Sleep in total darkness — Even small amounts of light can disrupt melatonin levels. Use blackout curtains, a sleep mask, or remove glowing electronics to create a pitch-dark sleeping environment.

Manage stress before bed — High stress raises cortisol, which blocks norepinephrine, the hormone needed for melatonin release. Try meditation, stretching or deep breathing before bed and avoid stressful activities like work or intense discussions in the evening.

By following these natural strategies, you will help your body produce enough melatonin for restful sleep and better overall health.

Frequently Asked Questions (FAQs) About Melatonin and Muscle Health

Q: How does melatonin help prevent muscle loss?

A: Melatonin protects muscles from deterioration caused by obesity and diabetes by improving energy production, reducing oxidative stress and supporting muscle fiber regeneration.

Q: Can melatonin boost energy and endurance?

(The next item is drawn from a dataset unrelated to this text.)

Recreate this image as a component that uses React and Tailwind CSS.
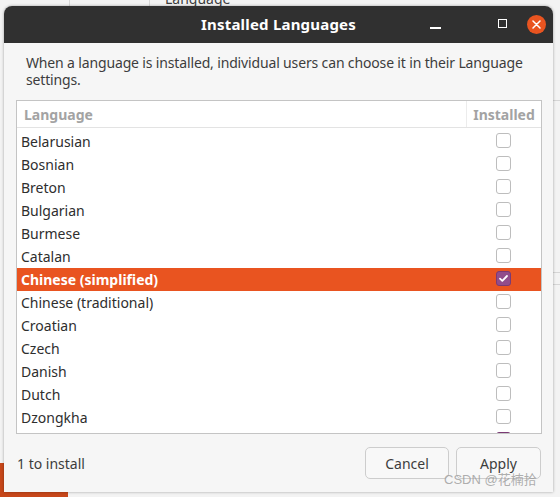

A: Yes. Melatonin helps your mitochondria work better, meaning your cells create more energy with less waste. It also shifts muscle composition to favor endurance fibers, so you stay active longer without getting tired as quickly.

Q: Does melatonin help burn fat?

A: Yes, melatonin encourages your muscles to burn fat for fuel instead of storing it. It also activates key metabolic pathways that regulate energy and prevent excess fat accumulation, making it a great tool for managing weight.

Q: What’s the best way to boost melatonin naturally?

A: To support natural melatonin production, get bright sunlight during the day, limit blue light exposure at night, sleep in total darkness and manage stress levels. These steps help regulate your circadian rhythm and optimize melatonin release.

Q: Is it safe to take high doses of melatonin?

A: Melatonin is generally safe, but very high doses (over 5 to 10 milligrams) may release stored toxins like mercury. If you’re taking higher doses, supporting detox with sauna sessions and proper nutrition helps minimize any risks.